The moment he begins, I tell him that I need to wear my knee-compression socks and walk out. Which was not a pretense at all: thirty years of standing up and teaching and supervising three-hour-long written exams, have given me a lifelong case of varicose veins in both my knees. Standing for too long now hurts me.

By the time I returned, he had taken over knife and cutting board, and had gathered together half the beans in one great fist and started cutting them. His mother and I squeaked in dismay. ‘You have to remove the ends,” we caroled, in unison. “Why?” he asked, fixing a stern eye on both of us. “If we can eat the beans, what is wrong with the ends?” We were rendered speechless.

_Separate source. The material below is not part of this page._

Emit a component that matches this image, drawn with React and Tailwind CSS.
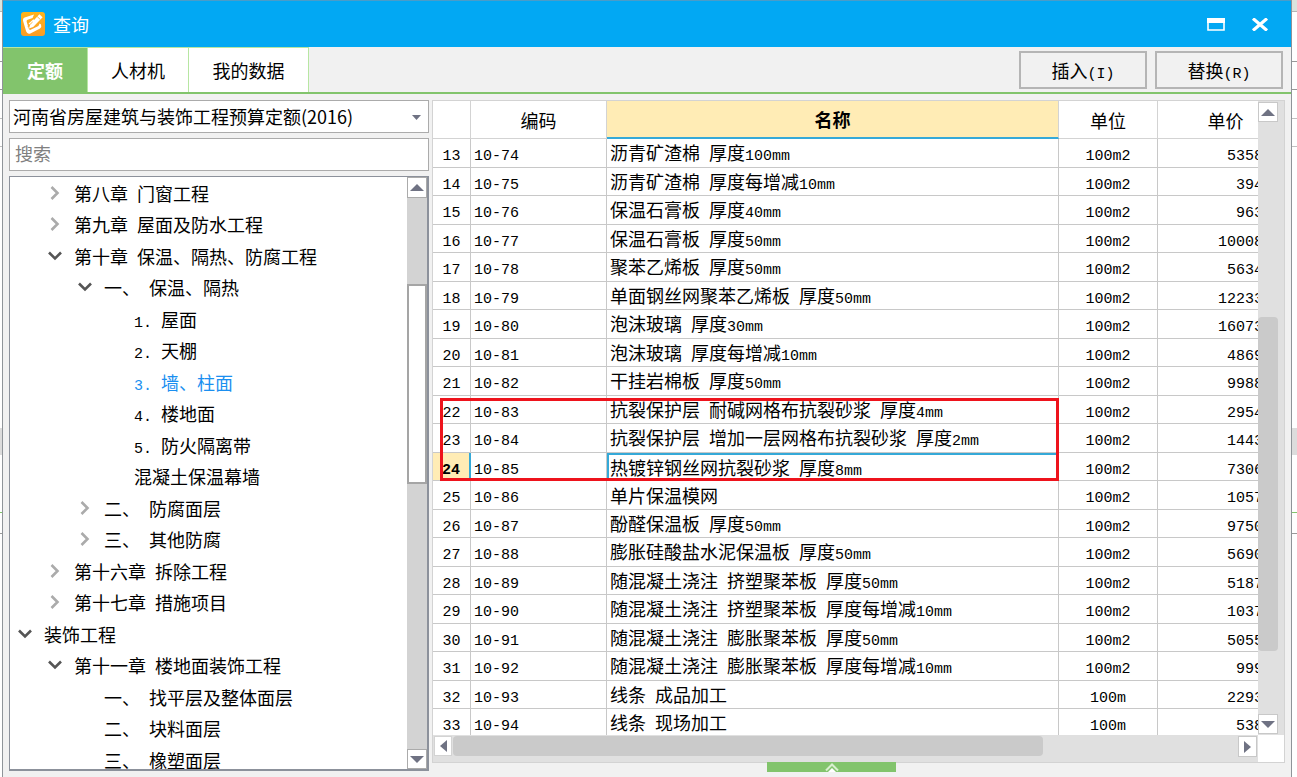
import React, { useState } from 'react';

const tabs = ['定额', '人材机', '我的数据'];

// level: sangría, state: 'open' | 'closed' | undefined (hoja)
const tree = [
  { level: 1, state: 'closed', label: '第八章 门窗工程' },
  { level: 1, state: 'closed', label: '第九章 屋面及防水工程' },
  { level: 1, state: 'open', label: '第十章 保温、隔热、防腐工程' },
  { level: 2, state: 'open', label: '一、 保温、隔热' },
  { level: 3, label: '1. 屋面' },
  { level: 3, label: '2. 天棚' },
  { level: 3, label: '3. 墙、柱面', active: true },
  { level: 3, label: '4. 楼地面' },
  { level: 3, label: '5. 防火隔离带' },
  { level: 3, label: '混凝土保温幕墙' },
  { level: 2, state: 'closed', label: '二、 防腐面层' },
  { level: 2, state: 'closed', label: '三、 其他防腐' },
  { level: 1, state: 'closed', label: '第十六章 拆除工程' },
  { level: 1, state: 'closed', label: '第十七章 措施项目' },
  { level: 0, state: 'open', label: '装饰工程' },
  { level: 1, state: 'open', label: '第十一章 楼地面装饰工程' },
  { level: 2, label: '一、 找平层及整体面层' },
  { level: 2, label: '二、 块料面层' },
  { level: 2, label: '三、 橡塑面层' }
];

const rows = [
  [13, '10-74', '沥青矿渣棉 厚度100mm', '100m2', '5358'],
  [14, '10-75', '沥青矿渣棉 厚度每增减10mm', '100m2', '394'],
  [15, '10-76', '保温石膏板 厚度40mm', '100m2', '963'],
  [16, '10-77', '保温石膏板 厚度50mm', '100m2', '10008'],
  [17, '10-78', '聚苯乙烯板 厚度50mm', '100m2', '5634'],
  [18, '10-79', '单面钢丝网聚苯乙烯板 厚度50mm', '100m2', '12233'],
  [19, '10-80', '泡沫玻璃 厚度30mm', '100m2', '16073'],
  [20, '10-81', '泡沫玻璃 厚度每增减10mm', '100m2', '4869'],
  [21, '10-82', '干挂岩棉板 厚度50mm', '100m2', '9988'],
  [22, '10-83', '抗裂保护层 耐碱网格布抗裂砂浆 厚度4mm', '100m2', '2954'],
  [23, '10-84', '抗裂保护层 增加一层网格布抗裂砂浆 厚度2mm', '100m2', '1443'],
  [24, '10-85', '热镀锌钢丝网抗裂砂浆 厚度8mm', '100m2', '7306'],
  [25, '10-86', '单片保温模网', '100m2', '1057'],
  [26, '10-87', '酚醛保温板 厚度50mm', '100m2', '9750'],
  [27, '10-88', '膨胀硅酸盐水泥保温板 厚度50mm', '100m2', '5690'],
  [28, '10-89', '随混凝土浇注 挤塑聚苯板 厚度50mm', '100m2', '5187'],
  [29, '10-90', '随混凝土浇注 挤塑聚苯板 厚度每增减10mm', '100m2', '1037'],
  [30, '10-91', '随混凝土浇注 膨胀聚苯板 厚度50mm', '100m2', '5055'],
  [31, '10-92', '随混凝土浇注 膨胀聚苯板 厚度每增减10mm', '100m2', '999'],
  [32, '10-93', '线条 成品加工', '100m', '2293'],
  [33, '10-94', '线条 现场加工', '100m', '538']
];

// Los caracteres latinos ocupan medio ancho de un carácter chino
function Mixed({ text }) {
  return text
    .split(/([\x20-\x7e]+)/)
    .filter(Boolean)
    .map((part, i) =>
      /^[\x20-\x7e]/.test(part) ? (
        <span key={i} className="whitespace-pre font-['Liberation_Mono',monospace] text-[15px] leading-none">{part}</span>
      ) : (
        <span key={i}>{part}</span>
      )
    );
}

function Arrow({ dir, className }) {
  const points = {
    up: '0,7 7,0 14,7',
    down: '0,0 14,0 7,7',
    left: '7,0 7,12 0,6',
    right: '0,0 0,12 7,6'
  };
  const vertical = dir === 'up' || dir === 'down';
  return (
    <svg width={vertical ? 14 : 7} height={vertical ? 7 : 12} className={className} aria-hidden="true">
      <polygon points={points[dir]} fill="#6f7283" />
    </svg>
  );
}

function Chevron({ state }) {
  if (state === 'open') {
    return (
      <svg width="14" height="10" viewBox="0 0 14 10" fill="none" aria-hidden="true">
        <path d="M1 1.5 L7 7.5 L13 1.5" stroke="#555" strokeWidth="2.6" />
      </svg>
    );
  }
  return (
    <svg width="10" height="14" viewBox="0 0 10 14" fill="none" aria-hidden="true">
      <path d="M1.5 1 L7.5 7 L1.5 13" stroke="#ababab" strokeWidth="2.6" />
    </svg>
  );
}

function TreeItem({ item }) {
  const indents = ['pl-[8px]', 'pl-[38px]', 'pl-[68px]', 'pl-[98px]'];
  return (
    <li className="odd:h-[31px] even:h-[32px]">
      <button
        type="button"
        className={`flex h-full w-full items-center whitespace-nowrap text-left ${indents[item.level]} ${item.active ? 'text-[#1b8ff0]' : 'text-black'}`}
      >
        <span className="flex w-[14px] shrink-0 justify-center">{item.state && <Chevron state={item.state} />}</span>
        <span className="pl-3"><Mixed text={item.label} /></span>
      </button>
    </li>
  );
}

function TitleBar() {
  return (
    <header className="flex h-[47px] shrink-0 items-center border-t border-[#4a9cc8] bg-[#02a8f3] pl-[18px] pr-[22px] text-white">
      <svg width="24" height="24" viewBox="0 0 24 24" fill="none" aria-hidden="true">
        <defs>
          <linearGradient id="logo" x1="0" y1="0" x2="0" y2="1">
            <stop offset="0" stopColor="#ffb41c" />
            <stop offset="1" stopColor="#f99c25" />
          </linearGradient>
        </defs>
        <rect width="24" height="24" rx="3" fill="url(#logo)" />
        <path d="M13 2.6 L3.6 5.4 Q1.4 6.4 2 8.8 L5.2 19.6 Q6.4 22.6 9.4 21.4 L19 16.4 Q21 15 20 12.6 L18.6 11.6 L17.4 14 L9.6 17.8 Q8.4 18.2 7.8 16.8 L5.6 9.6 Q5.4 8.4 6.6 7.8 L11.6 6 Z" fill="#fff" />
        <path d="M18.4 2.2 L21.6 5.2 L12.2 15 L8 16.4 L9.2 12.2 Z" fill="#fff" />
        <path d="M7.6 11.6 L12.4 7.2 L13.6 8.6 L9 13 Z" fill="#fff" />
        <path d="M16.2 4.6 L19.2 7.4 M6.6 14.6 L11.6 10" stroke="#fcae2b" strokeWidth="0.9" />
      </svg>
      <h1 className="flex-1 pl-2 text-lg leading-6">查询</h1>
      <button type="button" aria-label="最大化" className="mr-[26px]">
        <svg width="18" height="13" aria-hidden="true">
          <path d="M1 1 H17 V12 H1 Z" fill="none" stroke="#fff" strokeWidth="1.6" />
          <rect width="18" height="5" fill="#fff" />
        </svg>
      </button>
      <button type="button" aria-label="关闭">
        <svg width="18" height="13" viewBox="0 0 18 13" aria-hidden="true">
          <path d="M2 0.5 L16 12.5 M16 0.5 L2 12.5" stroke="#fff" strokeWidth="3.2" />
        </svg>
      </button>
    </header>
  );
}

function ScrollButton({ dir, label, className = '' }) {
  return (
    <button type="button" aria-label={label} className={`flex items-center justify-center bg-white ${className}`}>
      <Arrow dir={dir} />
    </button>
  );
}

function Sidebar() {
  return (
    <aside className="flex w-[420px] shrink-0 flex-col gap-[5px]">
      <div className="relative">
        <select
          aria-label="定额库"
          className="block h-[33px] w-full appearance-none border border-[#ababab] bg-white pb-[2px] pl-[3px] pr-8 text-lg leading-6 text-black outline-none"
        >
          <option>河南省房屋建筑与装饰工程预算定额(2016)</option>
        </select>
        <svg width="9" height="5" className="pointer-events-none absolute right-[8px] top-[15px]" aria-hidden="true">
          <polygon points="0,0 9,0 4.5,5" fill="#6f7283" />
        </svg>
      </div>
      <input
        type="text"
        aria-label="搜索"
        placeholder="搜索"
        className="h-[33px] w-full border border-[#ababab] bg-white px-[5px] pb-[3px] text-lg leading-6 outline-none placeholder:text-[#808080]"
      />
      <div className="flex min-h-0 flex-1 border-2 border-l border-t border-[#8c919b] bg-white">
        <ul className="min-w-0 flex-1 overflow-hidden">
          {tree.map((item) => (
            <TreeItem key={item.label} item={item} />
          ))}
        </ul>
        <div className="flex w-[20px] flex-col bg-[#d3d3d3]">
          <ScrollButton dir="up" label="向上" className="h-[21px] border border-[#ababab]" />
          <div className="h-[86px]" />
          <div className="h-[200px] border-2 border-[#a5a5a5] bg-white" />
          <div className="flex-1" />
          <ScrollButton dir="down" label="向下" className="h-[20px] border border-[#ababab]" />
        </div>
      </div>
    </aside>
  );
}

function PriceTable() {
  const [selected, setSelected] = useState(24);
  return (
    <div className="relative min-h-0 flex-1 overflow-hidden bg-white">
      <table className="w-[calc(100%+35px)] table-fixed border-separate border-spacing-0">
        <colgroup>
          <col className="w-[38px]" />
          <col className="w-[136px]" />
          <col />
          <col className="w-[99px]" />
          <col className="w-[135px]" />
        </colgroup>
        <thead>
          <tr className="h-[38px] text-lg leading-6">
            <th className="border-b border-r border-[#d3d3d3] p-0" aria-label="序号" />
            <th className="border-b border-r border-[#d3d3d3] p-0 font-normal">编码</th>
            <th className="border-b-2 border-r border-b-[#35a9d8] border-r-[#d3d3d3] bg-[#ffecb5] p-0 font-bold">名称</th>
            <th className="border-b border-r border-[#d3d3d3] p-0 font-normal">单位</th>
            <th className="border-b border-[#d3d3d3] p-0 font-normal">单价</th>
          </tr>
        </thead>
        <tbody className="leading-5">
          {rows.map(([no, code, name, unit, price]) => {
            const active = no === selected;
            return (
              <tr key={no} onClick={() => setSelected(no)} className="odd:h-[29px] even:h-[28px]">
                <td className={`border-b border-[#c8c8c8] p-0 text-center ${active ? 'border-r-2 border-r-[#35a9d8] bg-[#ffecb5] font-bold' : 'border-r'}`}>
                  <Mixed text={String(no)} />
                </td>
                <td className="border-b border-r border-[#c8c8c8] py-0 pl-[3px] pr-0">
                  <Mixed text={code} />
                </td>
                <td
                  className={`overflow-hidden whitespace-nowrap border-b border-r border-[#c8c8c8] py-0 pr-0 ${active ? 'border-l-2 border-t-2 border-l-[#35a9d8] border-t-[#35a9d8] pl-px' : 'pl-[3px]'}`}
                >
                  <Mixed text={name} />
                </td>
                <td className="border-b border-r border-[#c8c8c8] p-0 text-center">
                  <Mixed text={unit} />
                </td>
                <td className="border-b border-[#c8c8c8] py-0 pl-0 pr-[30px] text-right">
                  <Mixed text={price} />
                </td>
              </tr>
            );
          })}
        </tbody>
      </table>
      {/* Marco rojo sobre las filas 22 a 24 */}
      <div className="pointer-events-none absolute left-[7px] right-[199px] top-[297px] h-[83px] border-3 border-[#ee131c]" />
    </div>
  );
}

function Grid() {
  return (
    <section className="mb-[14px] flex min-w-0 flex-1 border border-[#d3d3d3] bg-[#e0e0e0]">
      <div className="flex min-w-0 flex-1 flex-col">
        <PriceTable />
        <div className="flex h-[27px] shrink-0 items-start pt-px">
          <ScrollButton dir="left" label="向左" className="ml-px h-[20px] w-[18px] border border-[#d3d3d3]" />
          <div className="ml-px h-[20px] w-[590px] rounded-sm bg-[#cacaca]" />
          <div className="flex-1" />
          <ScrollButton dir="right" label="向右" className="mr-px h-[21px] w-[19px] border border-[#c8c8c8]" />
        </div>
      </div>
      <div className="flex w-[26px] shrink-0 flex-col">
        <ScrollButton dir="up" label="向上" className="mt-px h-[20px] w-[20px] border border-[#c8c8c8]" />
        <div className="h-[195px]" />
        <div className="h-[334px] w-[20px] rounded-sm bg-[#cacaca]" />
        <div className="flex-1" />
        <ScrollButton dir="down" label="向下" className="mb-px h-[20px] w-[20px] border border-[#c8c8c8]" />
        <div className="h-[27px] bg-white" />
      </div>
    </section>
  );
}

// Borde visible de la ventana que queda detrás del diálogo
function Backdrop({ className }) {
  return (
    <div className={`flex shrink-0 flex-col overflow-hidden bg-white ${className}`} aria-hidden="true">
      <div className="h-[12px] border-b border-[#b5b5b5] bg-[#dbe4de]" />
      <div className="h-[50px] border-b border-[#999]" />
      <div className="h-[28px] border-b border-[#999]" />
      <div className="h-[29px] border-b border-[#c0c0c0]" />
      <div className="h-[28px] border-b border-[#c0c0c0]" />
      <div className="h-[281px]" />
      <div className="h-[27px] bg-[#dcdcdc]" />
      <div className="h-[58px] border-b border-[#82c46c]" />
      <div className="h-[21px] border-b border-[#999]" />
    </div>
  );
}

export default function App() {
  const [tab, setTab] = useState(0);
  const widths = ['w-[85px]', 'w-[101px]', 'w-[120px]'];

  return (
    <div className="flex h-screen w-full overflow-hidden bg-white font-['Noto_Sans_CJK_SC',sans-serif] text-lg leading-6 text-black">
      <Backdrop className="w-[2px]" />
      <main className="flex min-w-0 flex-1 flex-col border-x border-[#8f9499] bg-[#f1f1f1]">
        <TitleBar />
        <nav className="flex h-[47px] shrink-0 items-center border-b-2 border-[#82c46c]">
          {tabs.map((name, i) => (
            <button
              key={name}
              type="button"
              onClick={() => setTab(i)}
              className={`h-full border-r border-t border-[#b7e6a2] ${widths[i]} ${tab === i ? 'bg-[#82c46c] font-bold text-white' : 'bg-white'}`}
            >
              {name}
            </button>
          ))}
          <div className="flex-1" />
          <button type="button" className="mr-2 h-[38px] w-[128px] border-2 border-[#b5b5b5]">
            <Mixed text="插入(I)" />
          </button>
          <button type="button" className="mr-2 h-[38px] w-[128px] border-2 border-[#b5b5b5]">
            <Mixed text="替换(R)" />
          </button>
        </nav>
        <div className="relative flex min-h-0 flex-1 gap-[3px] pb-0 pl-[6px] pr-[6px] pt-[6px]">
          <div className="flex pb-[6px]">
            <Sidebar />
          </div>
          <Grid />
          <button
            type="button"
            aria-label="展开"
            className="absolute bottom-[5px] left-[764px] flex h-[10px] w-[129px] items-end justify-center bg-[#82c46c]"
          >
            <svg width="14" height="9" viewBox="0 0 14 9" fill="none" aria-hidden="true">
              <path d="M1 7.5 L7 1.5 L13 7.5" stroke="#d9efd0" strokeWidth="2" />
              <polygon points="3,9 7,5 11,9" fill="#fff" />
            </svg>
          </button>
        </div>
      </main>
      <Backdrop className="w-[5px]" />
    </div>
  );
}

He had forgotten the joke in the meantime. With savage single-mindedness, he cut and chopped and mauled the beans and finished murdering them in ten minutes. Every one of the pieces was a different size. We stared at the pieces and at him in mute horror. Triumphantly he swaggered out. It was not often he could shut up mother and wife at the same time.

Sometime later, I had to tell him something, so I went back to the living room, knife in hand. Quick as thought, he whipped out his large handkerchief and covered his face with it, leaving only his eyes visible.

“What’s wrong?”, my mother-in-law asked, mystified. She usually walked around, keeping an eye on us. You never know what we could get up to if we were left alone.

“I am covering my face so she can’t see me. She has a knife in her hand,” he said deadly earnest.

I haven’t stopped giggling since then.